Geova notò quell’evidente manifestazione di tristezza da parte di Acab? Disse a Elia: “Hai visto come Acab si è umiliato a motivo di me? Per la ragione che si è umiliato a causa di me, non recherò la calamità nei suoi propri giorni. Recherò la calamità sulla sua casa ai giorni di suo figlio” (1 Re 21:29). Geova lo stava perdonando? No, soltanto il vero pentimento può suscitare la misericordia divina (Ezechiele 33:14-16). Ma visto che Acab mostrò un certo rammarico, Geova gli concesse un certo grado di misericordia. Ad Acab fu risparmiata la terrificante esperienza di vedere tutta la sua famiglia annientata.
In ogni caso, il giudizio di Geova non cambiò. In seguito Geova si consultò con i suoi angeli circa il modo migliore per spingere Acab a combattere la battaglia nella quale avrebbe perso la vita. Poco tempo dopo, il giudizio di Geova fu eseguito. Ferito in battaglia, Acab morì dissanguato sul suo carro. Il racconto aggiunge un dettaglio macabro: quando il carro venne lavato, alcuni cani leccarono il sangue del re. In questo modo si adempirono le parole di Geova che Elia aveva pronunciato ad Acab: “Nel luogo dove i cani hanno leccato il sangue di Nabot, i cani leccheranno il tuo sangue” (1 Re 21:19; 22:19-22, 34-38).
Per Elia, Eliseo e tutti i fedeli servitori di Dio, la fine di Acab fu la garanzia che Geova non aveva dimenticato il coraggio e la fede di Nabot. In quanto Dio di giustizia, non manca mai di punire i malvagi, né dimentica di includere la misericordia nei suoi giudizi se c’è una base per farlo (Numeri 14:18). Che potente lezione fu per Elia che perseverò per decenni sotto il dominio di un re così malvagio! Siete vittima di ingiustizie? Desiderate che Geova sistemi le cose? Imitate la fede di Elia che, insieme a Eliseo, continuò a proclamare i messaggi di Dio perseverando nonostante le ingiustizie.
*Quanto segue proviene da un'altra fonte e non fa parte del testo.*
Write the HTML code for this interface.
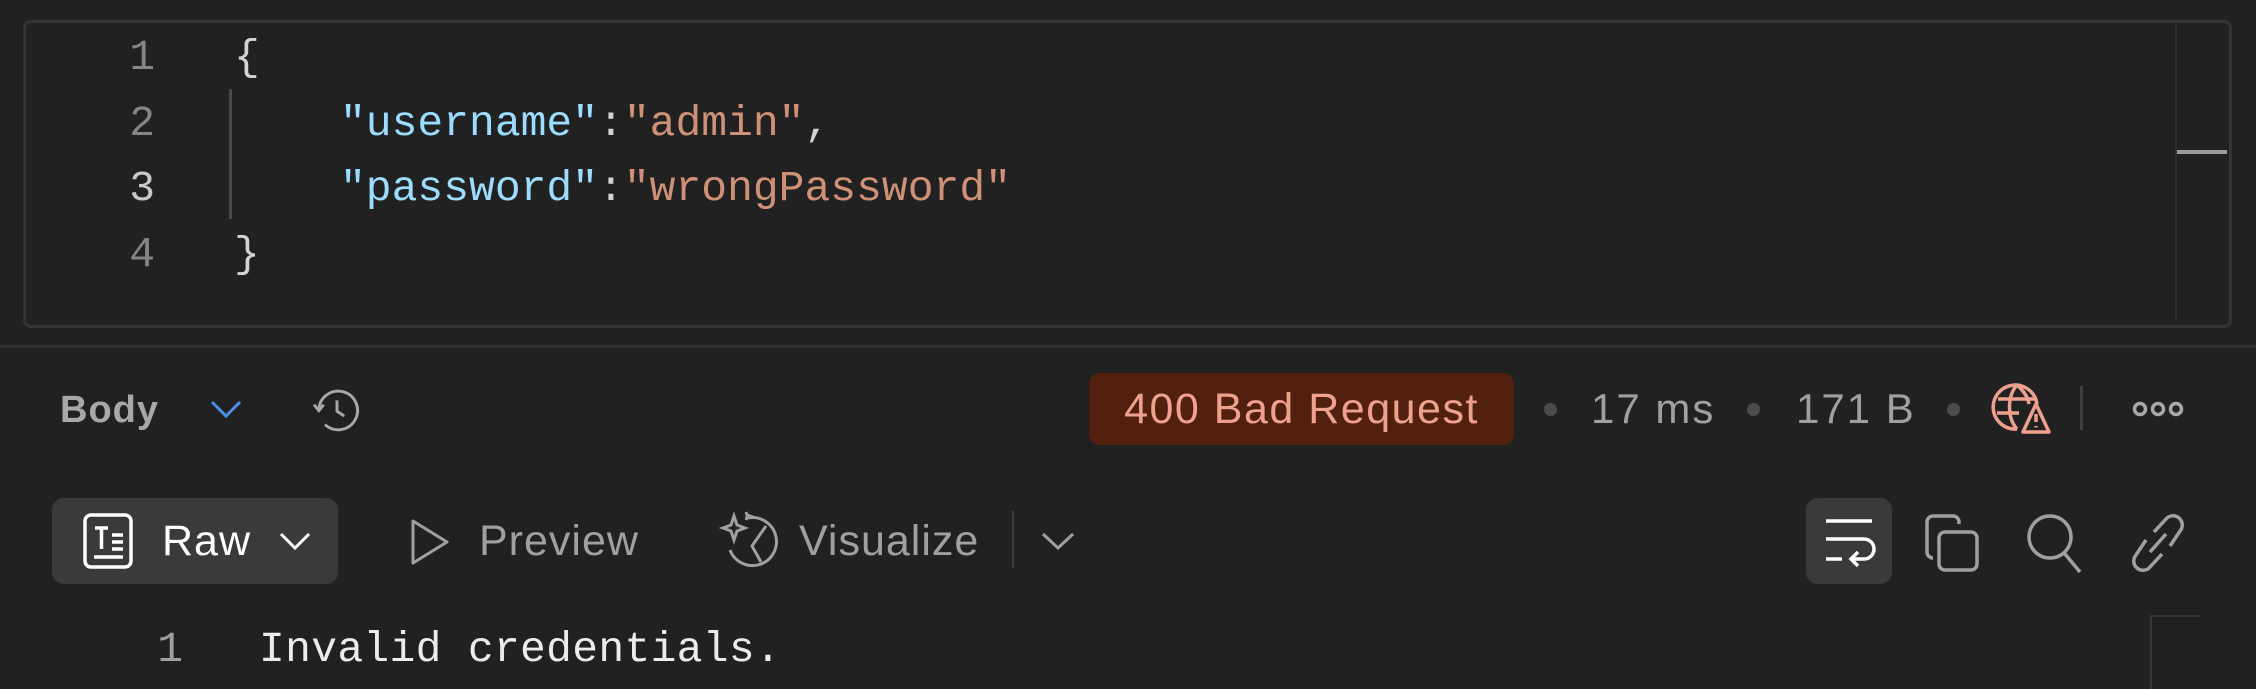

a Con una siccità di tre anni e mezzo Geova ha dimostrato l’inutilità del culto di Baal, colui che avrebbe dovuto donare pioggia e fertilità alla terra (1 Re, capitolo 18). Vedi gli articoli della serie “Imitiamo la loro fede” pubblicati nella Torre di Guardia del 1º gennaio e del 1º aprile 2008.
b Può darsi che Izebel si sia sentita costretta a uccidere i figli di Nabot perché temeva che la proprietà della vigna passasse a loro in quanto eredi. Per una trattazione sul perché Dio permette gli atti di oppressione, vedi l’articolo “I lettori chiedono” che compare in questo numero.